Still, at times (someone takes a longer than usual shower, it's more humid in the house for some reason), moisture will still build up. It's easier to dry off a flat ceiling than to dry the cracks in between the beams. And if you don't dry the cracks between the beams, mold starts forming.

In the bathroom where we're currently placing the drywall on the ceiling, we're actually getting a Panasomic Whisper fan too - unfortunately, it's not located in the ideal location - over the shower. Placing it directly over the shower would require extensive rewiring, which is always fun in an Eichler.

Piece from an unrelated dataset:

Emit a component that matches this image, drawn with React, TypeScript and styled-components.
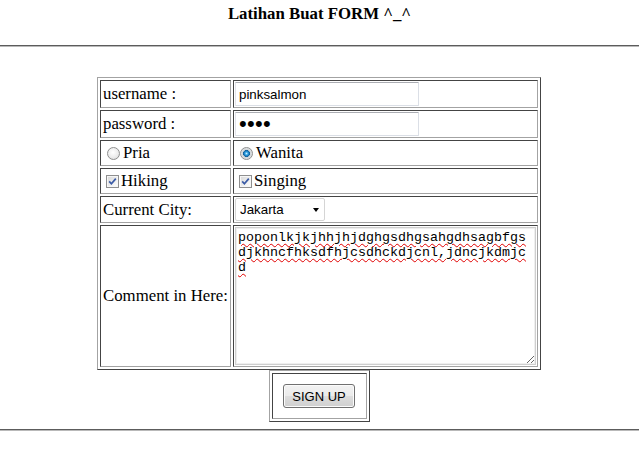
import React from "react";
import styled, { createGlobalStyle } from "styled-components";

const Global = createGlobalStyle`
  html, body { margin: 0; padding: 0; background: #fff; }
  body {
    font-family: "Liberation Serif", "Times New Roman", serif;
    font-size: 16.8px;
    color: #000;
  }
`;

const Header = styled.h3`
  margin: 0;
  height: 45px;
  box-sizing: border-box;
  padding-top: 4px;
  text-align: center;
  font-size: 16.8px;
  font-weight: bold;
  line-height: 19px;
`;

const Rule = styled.hr<{ $top?: number }>`
  margin: ${(p) => p.$top ?? 0}px 0 0;
  height: 0;
  border: 0;
  border-top: 1px solid #5c5c5c;
  border-bottom: 1px solid #b9b9b9;
`;

const Form = styled.form`
  margin: 0;
  padding-right: 1px;
`;

const GridTable = styled.table<{ $top: number; $w: number }>`
  margin: ${(p) => p.$top}px auto 0;
  width: ${(p) => p.$w}px;
  table-layout: fixed;
  border-collapse: separate;
  border-spacing: 2px;
  border: 1px solid;
  border-color: #a3a3a3 #444 #444 #a3a3a3;
`;

const Cell = styled.td<{ $w?: number; $h: number; $pl?: number; $center?: boolean }>`
  box-sizing: border-box;
  ${(p) => (p.$w ? `width: ${p.$w}px;` : "")}
  height: ${(p) => p.$h}px;
  padding: 1px 1px 1px ${(p) => p.$pl ?? 1}px;
  border: 1px solid;
  border-color: #444 #a3a3a3 #a3a3a3 #444;
  vertical-align: middle;
  text-align: ${(p) => (p.$center ? "center" : "left")};
  white-space: nowrap;
`;

const TextInput = styled.input<{ $big?: boolean }>`
  display: block;
  box-sizing: border-box;
  width: 184px;
  height: 24px;
  margin: 0;
  padding: 0 3px;
  border: 1px solid #dbdfe6;
  border-top-color: #abadb3;
  border-left-color: #e2e3ea;
  border-radius: 1px;
  font-family: "Liberation Sans", Arial, sans-serif;
  font-size: ${(p) => (p.$big ? "22px" : "13.33px")};
  letter-spacing: ${(p) => (p.$big ? "0.3px" : "0")};
  color: #000;
  background: #fff;
  outline: none;
`;

const Choice = styled.label`
  display: flex;
  align-items: center;
  height: 22px;
`;

const Radio = styled.input.attrs({ type: "radio" })`
  appearance: none;
  box-sizing: border-box;
  width: 13px;
  height: 13px;
  margin: 0 3px 0 5px;
  border-radius: 50%;
  border: 1px solid #8e8f8f;
  background: radial-gradient(circle at 45% 40%, #ffffff 0%, #ececec 55%, #d2d2d2 100%);
  &:checked {
    background: radial-gradient(
      circle at 50% 50%,
      #c9f0ff 0px,
      #2d9fe2 1.6px,
      #10609c 3.2px,
      #cfd4d8 3.7px,
      #f2f2f2 100%
    );
  }
`;

const BoxWrap = styled.span`
  position: relative;
  display: inline-flex;
  margin: 0 2px 0 4px;
`;

const Box = styled.input.attrs({ type: "checkbox" })`
  appearance: none;
  box-sizing: border-box;
  width: 13px;
  height: 13px;
  margin: 0;
  border: 1px solid #8f8f8f;
  background: linear-gradient(135deg, #d6d6d6 0%, #f4f4f4 70%, #ffffff 100%);
  box-shadow: inset 0 0 0 1px #f6f6f6;
`;

const Tick = styled.svg`
  position: absolute;
  left: 0;
  top: 0;
  pointer-events: none;
`;

const SelectWrap = styled.span`
  position: relative;
  display: block;
  width: 90px;
  &::after {
    content: "";
    position: absolute;
    right: 6px;
    top: 10px;
    border-left: 3.5px solid transparent;
    border-right: 3.5px solid transparent;
    border-top: 4px solid #000;
    pointer-events: none;
  }
`;

const Select = styled.select`
  display: block;
  appearance: none;
  box-sizing: border-box;
  width: 90px;
  height: 23px;
  margin: 0;
  padding: 0 0 0 4px;
  border: 1px solid #d5d5d5;
  border-radius: 2px;
  background: #fff;
  font-family: "Liberation Sans", Arial, sans-serif;
  font-size: 13.33px;
  color: #000;
  outline: none;
`;

const Comment = styled.textarea`
  display: block;
  box-sizing: border-box;
  width: 301px;
  height: 138px;
  margin: 0;
  padding: 2px;
  border: 1px solid #cfcfcf;
  box-shadow: inset 0 0 0 1px #efefef;
  font-family: "Liberation Mono", "Courier New", monospace;
  font-size: 13.33px;
  line-height: 15px;
  color: #000;
  word-break: break-all;
  text-decoration: underline wavy #e00000;
  text-decoration-thickness: 1px;
  text-underline-offset: 2px;
  resize: both;
  outline: none;
  overflow: hidden;
`;

const Button = styled.button`
  box-sizing: border-box;
  width: 72px;
  height: 24px;
  margin: 0;
  padding: 0;
  border: 1px solid #707070;
  border-radius: 3px;
  background: linear-gradient(#f2f2f2 0%, #ebebeb 48%, #dddddd 52%, #cfcfcf 100%);
  box-shadow: inset 0 0 0 1px #fbfbfb;
  font-family: "Liberation Sans", Arial, sans-serif;
  font-size: 13px;
  color: #000;
  vertical-align: middle;
`;

function Check({ name, defaultChecked }: { name: string; defaultChecked?: boolean }) {
  return (
    <BoxWrap>
      <Box name={name} defaultChecked={defaultChecked} />
      {defaultChecked && (
        <Tick width="13" height="13" viewBox="0 0 13 13">
          <path d="M3.2 6.4 L5.4 8.8 L9.8 3.6" fill="none" stroke="#3b5ba6" strokeWidth="1.7" />
        </Tick>
      )}
    </BoxWrap>
  );
}

export default function App() {
  return (
    <>
      <Global />
      <Header>Latihan Buat FORM ^_^</Header>
      <Rule />
      <Form onSubmit={(e) => e.preventDefault()}>
        <GridTable $top={30} $w={444}>
          <tbody>
            <tr>
              <Cell $w={131} $h={28} $pl={2}>username :</Cell>
              <Cell $w={305} $h={28}>
                <TextInput type="text" defaultValue="pinksalmon" spellCheck={false} />
              </Cell>
            </tr>
            <tr>
              <Cell $h={28} $pl={2}>password :</Cell>
              <Cell $h={28}>
                <TextInput type="password" defaultValue="abcd" $big />
              </Cell>
            </tr>
            <tr>
              <Cell $h={26}>
                <Choice>
                  <Radio name="gender" value="pria" />
                  Pria
                </Choice>
              </Cell>
              <Cell $h={26}>
                <Choice>
                  <Radio name="gender" value="wanita" defaultChecked />
                  Wanita
                </Choice>
              </Cell>
            </tr>
            <tr>
              <Cell $h={26}>
                <Choice>
                  <Check name="hiking" defaultChecked />
                  Hiking
                </Choice>
              </Cell>
              <Cell $h={26}>
                <Choice>
                  <Check name="singing" defaultChecked />
                  Singing
                </Choice>
              </Cell>
            </tr>
            <tr>
              <Cell $h={26} $pl={2}>Current City:</Cell>
              <Cell $h={26}>
                <SelectWrap>
                  <Select defaultValue="Jakarta">
                    <option>Jakarta</option>
                    <option>Bandung</option>
                    <option>Surabaya</option>
                  </Select>
                </SelectWrap>
              </Cell>
            </tr>
            <tr>
              <Cell $h={142} $pl={2}>Comment in Here:</Cell>
              <Cell $h={142}>
                <Comment
                  spellCheck={false}
                  defaultValue="poponlkjkjhhjhjdghgsdhgsahgdhsagbfgsdjkhncfhksdfhjcsdhckdjcnl,jdncjkdmjcd"
                />
              </Cell>
            </tr>
          </tbody>
        </GridTable>
        <GridTable $top={0} $w={101}>
          <tbody>
            <tr>
              <Cell $h={46} $center>
                <Button type="submit">SIGN UP</Button>
              </Cell>
            </tr>
          </tbody>
        </GridTable>
      </Form>
      <Rule $top={7} />
    </>
  );
}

And if we got a licensed contractor to do that, who followed the books and got a permit, the city of Palo Alto would probably require enough additional work, that we'd end up having to replace our main panel... As it is, they require 4 inspections just to replace a shower...

Offline
Joined: Dec 11 2005

You may want to seal the crevices in the T&G ceiling with caulk. This would take care of the mold growing in between the slats. It sounds like you are in the process of drywalling the shower but you might want to caulk the rest of the bathroom ceiling.

We had all of the electrical upgraded when we installed the fans so I can understand your hesitation. Our electrical contractor took care of the permits and inspection so we had nothing to worry about. I am happy however that we had a panel upgrade because it can handle all of the electricity that today's lifestyle demands.